For all the fears about lost jobs and the sea changes occurring in manufacturing and retail as the Internet changes everything in its path, it’s worth noting that each successive transition in society’s economic underpinnings – be it farming or steam engine, industrial revolution or information – eventually disrupts everything around it and then, inevitably, produces more opportunities, different challenges and, ultimately, more (and newer) jobs.  The Wall Street Journal’s tech writer Greg Ip points this out in a recent article.
Ip points out that as Amazon grows (and a few others), tens of thousands lose their jobs in retail.  Stores close across the community, state, country, and world.  But then again, to cite one of Ip’s examples, workers in former textile towns like Fall River, MA, find new beginnings.  There, Amazon planned to hire 500 workers for a new fulfillment center last year.  Already employment there has soared to 2,000.  And workers there are earning more than at previous retail jobs.
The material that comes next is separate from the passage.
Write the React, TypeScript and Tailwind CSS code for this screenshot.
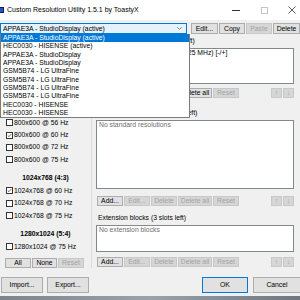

The demise of brick-and-mortar has been accompanied it seems by the less well-publicized boom in e-commerce that has actually created more jobs in the U.S. than traditional stores have cut.  And those jobs, it turns out, pay better because workers there, augmented by the latest in software and hardware technology, are so much more productive.
Throughout history automation often creates more jobs – and better-paying ones –than those it displaces.  Ip points out the critical reason, a point often lost in all the bad press and noise:
“Companies don’t use automation simply to produce the same thing more cheaply.  Instead, they find ways to offer entirely new, improved products.  As customers flock to these new offerings, companies have to hire more people.”
The underlying angst over job displacements goes back 500 years as each successive new generation of revolutionary technology displaces the former, along with its adherents and workers.  It is interesting to note that in 1589 Queen Elizabeth I refused to grant the inventor of a mechanical knitting machine a patent for fear of putting knitters out of business.  More recently, in the 1930s economist John Maynard Keynes warned of tech unemployment due to the modern ability to economize the use of labor faster than new users for labor could be found.
These fears have repeatedly proven baseless.  When ATMs first appeared in the 1970s it was thought to lead to fewer branches and fewer staff.  Wells, Fargo itself predicted as much for the new cost-cutting technology initiative.  And indeed, the average branch used one-third fewer workers by 2004.  But… ATMs made it so much cheaper to operate a branch that banks ended up opening 43% more branches!  The result: today, banks employ more tellers than they did in 1980 and those jobs have expanded into more interesting roles that ATMs can’t duplicate today, like “relationship banking.”
We are in a watershed period for technology, with its pace increasing steadily.  This is scary stuff.  People are rightly concerned.  But if the past is prologue to the future – and it often is – there will once again be silver linings.